First and foremost, while data virtualization does integrate data and make it discoverable, it does not address the decoupling of application and data. The control of the data is still in the hands of application owners, who will continue to control access via the “my data” paradigm. The data has remained in stovepipes and silos, often hidden from potential users who don’t know about the existence of this data. This solution reinforces the idea that the application developers/owners retain control of how their data is accessed by other enterprise users, which is not a goal of this new architecture.
Furthermore, the development of the APIs to expose the data is the responsibility of the application development team. While this process can be quick (a well-linked and integrated Java web application in the hands of a skilled developer can expose raw data via an API endpoint in a matter of minutes), that is not the case in most instances. Application developers are focused on mission-critical items and need to serve other, more pressing needs than developing APIs. Any new API development has to be racked and stacked against other application feature requirements to find their way into a sprint for creation. After it is deemed worthy of working on, it has to be developed and internally tested, then deployed to a staging environment for testing. Finally, it has to make its way to production. Because of the nature of the strict testing requirements in my industry, this final deployment alone can take weeks. One internal development team estimated a 6-month minimum from feature specification to production functionality.
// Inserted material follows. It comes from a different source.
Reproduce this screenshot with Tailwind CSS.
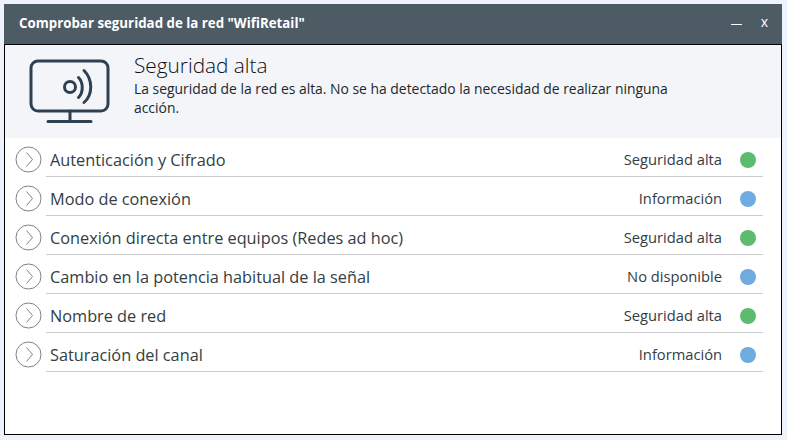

There are even more downstream effects of the virtualization methodology. Any changes that are made to the API will also need to be routed through this same workflow for the systems needing to use this API. Need a new field? Need another table exposed? Sure, “we’ll try to get to it in the next release.” This reality doesn’t live up to the “quick wins” data virtualization promises to bring to the table.
Additionally, historical data required by business analysts supporting strategical decision-makers and data scientists forecasting numbers may not always be retained in the application. Support for historical data is entirely dependent on the retention policies within the individual applications, which might not be geared towards supporting historical analysis.
There is also the issue of schema changes. What if the application needs to make schema changes due to mission-critical requirements? All downstream consumers of the application’s data – which often not considered for impact analysis – will be affected. These changes can break ETL processes, transformation pipelines, model creation, and dashboards. The data structure changes are often not communicated to the downstream users of the API. These changes are often only discovered when something downstream breaks or someone notices the data has not been updated in several weeks/months. In this same vein, the availability of the data is entirely reliant on the availability of the application. Data is not available should the application need to go off-line for maintenance or experience an unexpected server crash. These issues reinforce an application-centric environment, totally missing the requirement to become a more data-centric organization.
The final challenge when using data virtualization, the issue that is never addressed in any data virtualization whitepapers or research, is performance.
When you call an API to retrieve data, the query runs on the database server, which (in most of the cases in our enterprise) is controlled by and paired with the application. If a data scientist creates a query that is particularly large (i.e., pulling all of an application’s data) it can flood the network with traffic, causing degradation of service across the network. Or when a business analyst creates a particularly complex query that joins several different data tables together, the query may be computationally expensive. Because the data is being accessed via an API, running on the application’s hardware, that computational cost (CPU and memory) is extracted from the application’s resources. This CPU and memory that would otherwise be serving the mission-critical customers is now serving a “third-party” analytical query. This outside consumption of application resources can cause lag times and can even cause applications to crash.
I have seen this happen to two highly mission-critical applications in the recent past. To avoid the system from crashing, one refuses to expose APIs, preventing unknown users from “mucking around in their database.” Another system replicates their entire database multiple times in order to support the API calls they receive. The efficiency that data virtualization promises is effectively compromised in this manner.
Not only does the application’s performance suffer, but those relying on their queries to return data suffer as well. Because the application server hosting the data is not optimized for bulk pulls or analytical queries, data access is a bottleneck limited by the database’s compute power and the network needed to transfer the large volumes of data. Some queries may never return! All it takes is one cartesian join and boom, mass chaos.
The promise of data virtualization at an application level is often overvalued. There are too many situations where data virtualization negatively impacts the enterprise-wide data consumption. Data virtualization is a viable solution that will work for some organizations. However, for large enterprises, we need something more flexible, scalable, and easier to implement. And we need a solution that has minimal (if any) impact on the underlying, mission-critical transactional applications that host the data. While getting data into the hands of business intelligence analysts and data scientists is essential, it should not interfere with everyday transactional systems and tactical decision making.
My team is still in the process of determining the right solution to our problem. Nevertheless, we understand that for the reasons stated above, data virtualization would be a sub-optimal solution given our requirements. Perhaps an enterprise data hub that leverages an operational data store would be a more optimal solution.